STANDARD: Konzentrieren wir uns auf das Rätsel Russland.

Krastev: Wir haben wahrscheinlich Russland nicht gut genug gekannt. Wir wussten nicht, was die historischen Bezüge sind, auf die sich Putin und andere berufen. Jemand hat einen russischen Intellektuellen gefragt, wer die engsten Berater von Putin sind. Die Antwort war: "Katharina die Große, Peter der Große und Iwan der Schreckliche". Die russische Führung lebt in dieser Form von Geschichte und versucht, sie anderen aufzuzwingen. Daher müssen wir uns mit diesen Mentalitäten auseinandersetzen.

STANDARD: Was ist mit einem Land, das so aus der Zeit gefallen ist?

Krastev: Die Entscheidung zum Krieg war Putins Entscheidung. Sogar Teile der russischen Eliten wussten nichts, vor allem die finanzielle Elite. Gleichzeitig unterstützt die Mehrheit der Russen diesen Krieg. Aber es gibt inzwischen eine Mittelklasse in Russland. Sie leben nicht schlecht – aber jetzt ist plötzlich alles anders, sie können nicht mehr frei reisen usw. Die russische Mittelklasse wird sehen, was Putin ihnen zu bieten hat: permanenten Konflikt. Putins Behauptung, dass die Russen und die Ukrainer dasselbe Volk sind, wurde in der ersten Minute des Krieges zerstört. Das Land wird jetzt von der Identität eines einzigen Mannes definiert. Leute, die Putin unterstützen, wissen nicht, was ist, wenn er nicht mehr da ist, und Leute, die in Opposition zu ihm stehen, wissen das auch nicht. Sein engster Berater, der frühere Chef des Präsidentenbüros, machte eine vollkommen selbstzerstörerische Aussage, indem er sagte: Ohne Putin gibt es kein Russland.

STANDARD: Wird Russland immer so bleiben?

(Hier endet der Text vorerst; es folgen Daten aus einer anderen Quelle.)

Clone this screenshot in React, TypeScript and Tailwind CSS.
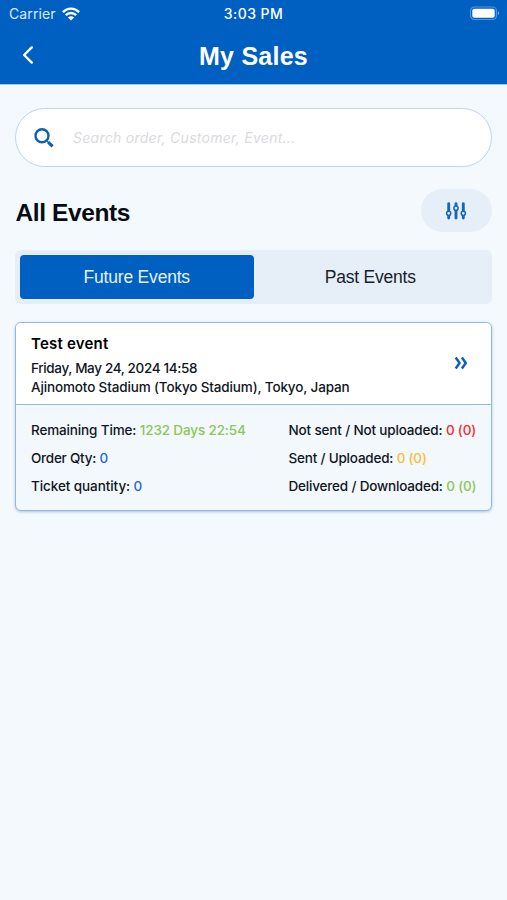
import type { ReactNode } from 'react';

function StatusBar() {
  return (
    <div className="grid h-[27px] grid-cols-3 items-center pl-[9px] pr-[7px] font-[Inter,sans-serif] text-[13.5px] leading-[26px] text-white">
      <div className="flex items-center gap-[6px]">
        <span className="text-[14px] tracking-[0.1px] text-[#dceaff]">Carrier</span>
        <svg width="18" height="14" viewBox="0 0 18 14" fill="none" stroke="white" strokeWidth="2.4">
          <path d="M0.9 5.1C5.5 .5 12.5 .5 17.1 5.1" />
          <path d="M3.8 8.2C6.8 5.3 11.2 5.3 14.2 8.2" />
          <path d="M9 13.6L5.9 10.6Q9 7.9 12.1 10.6Z" fill="white" stroke="none" />
        </svg>
      </div>
      <span className="pr-[2px] text-center text-[14px] font-medium tracking-[0.45px]">3:03 PM</span>
      <svg className="justify-self-end" width="31" height="15" viewBox="0 0 31 15">
        <rect x="1.5" y="1" width="26" height="12.5" rx="4" fill="none" stroke="#5594db" strokeWidth="1.2" />
        <rect x="3.3" y="2.8" width="22.4" height="8.9" rx="2" fill="white" />
        <path d="M29 5.2Q31 7.2 29 9.2Z" fill="#8bb8ea" />
      </svg>
    </div>
  );
}

function Header() {
  return (
    <header className="h-[85px] border-b border-[#a5cbf4] bg-[#0060c2]">
      <StatusBar />
      <div className="grid h-14 grid-cols-[60px_1fr_60px] items-center">
        <svg className="ml-[22px]" width="12" height="20" viewBox="0 0 12 20" fill="none" stroke="white" strokeWidth="2.4" strokeLinecap="round" strokeLinejoin="round">
          <path d="M9.8 2.4L2.1 10L9.8 17.6" />
        </svg>
        <h1 className="pt-px text-center text-[25px] leading-8 font-bold tracking-[0.25px] text-white">My Sales</h1>
      </div>
    </header>
  );
}

function Stat({ label, value, color, spacing }: { label: string; value: string; color: string; spacing: string }) {
  return (
    <p className={`whitespace-nowrap ${spacing}`}>
      {label} <span className={color}>{value}</span>
    </p>
  );
}

function Column({ children }: { children: ReactNode }) {
  return <div className="flex flex-col gap-2">{children}</div>;
}

function EventCard() {
  return (
    <section className="mt-[18px] h-[189px] overflow-hidden rounded-[6px] border-[1.5px] border-[#8db9e6] bg-[#f3f8fc] font-[Inter,sans-serif] text-[13.5px] font-[450] text-[#10151f] shadow-[0_1px_3px_rgba(70,120,170,0.4)]">
      <div className="flex h-[82px] items-center justify-between border-b border-[#8db9e6] bg-white pr-[23px] pl-[15px]">
        <div>
          <h3 className="text-[15px] leading-[21px] font-semibold tracking-[0.2px] text-black">Test event</h3>
          <p className="mt-[5px] leading-[18px] tracking-[-0.35px]">Friday, May 24, 2024 14:58</p>
          <p className="relative top-px leading-[18px] tracking-[-0.14px]">Ajinomoto Stadium (Tokyo Stadium), Tokyo, Japan</p>
        </div>
        <svg className="relative -top-px" width="14" height="14" viewBox="0 0 14 14" fill="none" stroke="#0b5fbd" strokeWidth="2.5" strokeLinejoin="round">
          <path d="M1.7 1.6L5.6 7L1.7 12.4M7.9 1.6L11.8 7L7.9 12.4" />
        </svg>
      </div>
      <div className="grid grid-cols-[257.5px_1fr] pt-[15px] pl-[15px] leading-5">
        <Column>
          <Stat label="Remaining Time:" value="1232 Days 22:54" color="text-[#8bc857]" spacing="tracking-[-0.14px]" />
          <Stat label="Order Qty:" value="0" color="text-[#2469d8]" spacing="tracking-[-0.25px]" />
          <Stat label="Ticket quantity:" value="0" color="text-[#2469d8]" spacing="tracking-[-0.08px]" />
        </Column>
        <Column>
          <Stat label="Not sent / Not uploaded:" value="0 (0)" color="text-[#f52c2c]" spacing="tracking-[-0.16px]" />
          <Stat label="Sent / Uploaded:" value="0 (0)" color="text-[#fbbd35]" spacing="tracking-[-0.2px]" />
          <Stat label="Delivered / Downloaded:" value="0 (0)" color="text-[#8bc857]" spacing="tracking-[-0.18px]" />
        </Column>
      </div>
    </section>
  );
}

export default function App() {
  return (
    <div className="h-[900px] w-[507px] overflow-hidden bg-[#f4f9fd] font-['Liberation_Sans',Arial,sans-serif]">
      <Header />
      <main className="px-[15px] pt-[23px]">
        <div className="flex h-[59px] items-center rounded-full border-[1.5px] border-[#bdd5ee] bg-white pl-[17px]">
          <svg width="22" height="22" viewBox="0 0 22 22" fill="none" stroke="#0b5fb5">
            <circle cx="9" cy="8.8" r="6.5" strokeWidth="2.4" />
            <path d="M14.2 14.2L15.3 15.3" strokeWidth="1.5" />
            <path d="M15.2 15.1L19.6 19.4" strokeWidth="3" />
          </svg>
          <span className="ml-[18px] font-[Inter,sans-serif] text-[14px] tracking-[0.27px] text-[#d9dbde] italic">Search order, Customer, Event...</span>
        </div>
        <div className="mt-[22px] flex h-[43px] items-center justify-between">
          <h2 className="pt-[5px] pl-[0.5px] text-[24.5px] leading-8 font-bold tracking-[-0.4px] text-[#080c12]">All Events</h2>
          <button className="flex h-[43px] w-[71px] items-center justify-center rounded-full bg-[#e6eff8]">
            <svg className="mr-px" width="22" height="20" viewBox="0 0 22 20" fill="none" stroke="#1767b7" strokeWidth="2.9" strokeLinecap="round">
              <path d="M3.7 2.8V10M3.7 14.5V17M11 2.8V4.7M11 9V17M18.3 2.8V10M18.3 14.5V17" />
              <g fill="#e6eff8" strokeWidth="1.5">
                <circle cx="3.7" cy="12.3" r="2.1" />
                <circle cx="11" cy="7.2" r="2.1" />
                <circle cx="18.3" cy="12.3" r="2.1" />
              </g>
            </svg>
          </button>
        </div>
        <div className="mt-[18px] grid h-[54px] grid-cols-2 rounded-[6px] bg-[#e6eff8] p-[5px] text-[17.5px] leading-[45px] tracking-[-0.2px]">
          <button className="h-11 rounded-[4px] bg-[#0060c2] text-[#e5f1ff]">Future Events</button>
          <button className="h-11 text-[#17202c]">Past Events</button>
        </div>
        <EventCard />
      </main>
    </div>
  );
}
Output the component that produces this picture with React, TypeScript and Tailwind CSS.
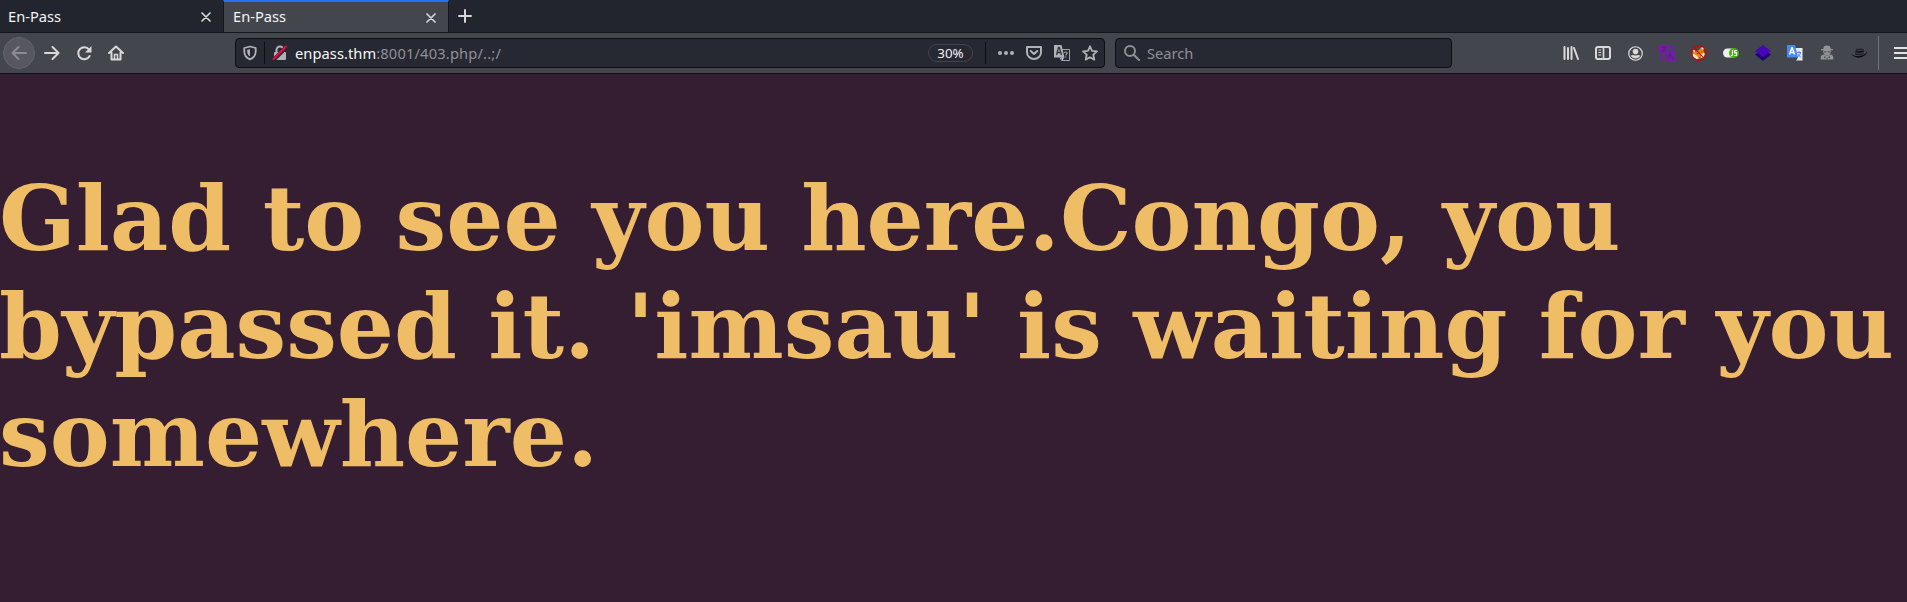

Krastev: In den 1990er-Jahren gab es die Illusion, Russland könnte so werden wie wir. Aber Russland kann nicht wie Österreich werden. Es ist eine total unterschiedliche Kultur, ein unterschiedlicher Raum, eine unterschiedliche Volkswirtschaft. Es bedeutet aber nicht, dass Russland immer mit dem Westen in einem Konflikt sein muss. Daher sollten wir sehr vorsichtig damit sein, alles zu dämonisieren, was von Russland kommt. Wir müssen einen Unterschied machen zwischen den verschiedenen Russlands. Wir müssen uns mehr für Nuancen interessieren. Unglücklicherweise bringt der Krieg Nuancen um. Die Zukunft unserer Beziehungen zu Russland basiert auf unserer Fähigkeit, Nuancen zu sehen.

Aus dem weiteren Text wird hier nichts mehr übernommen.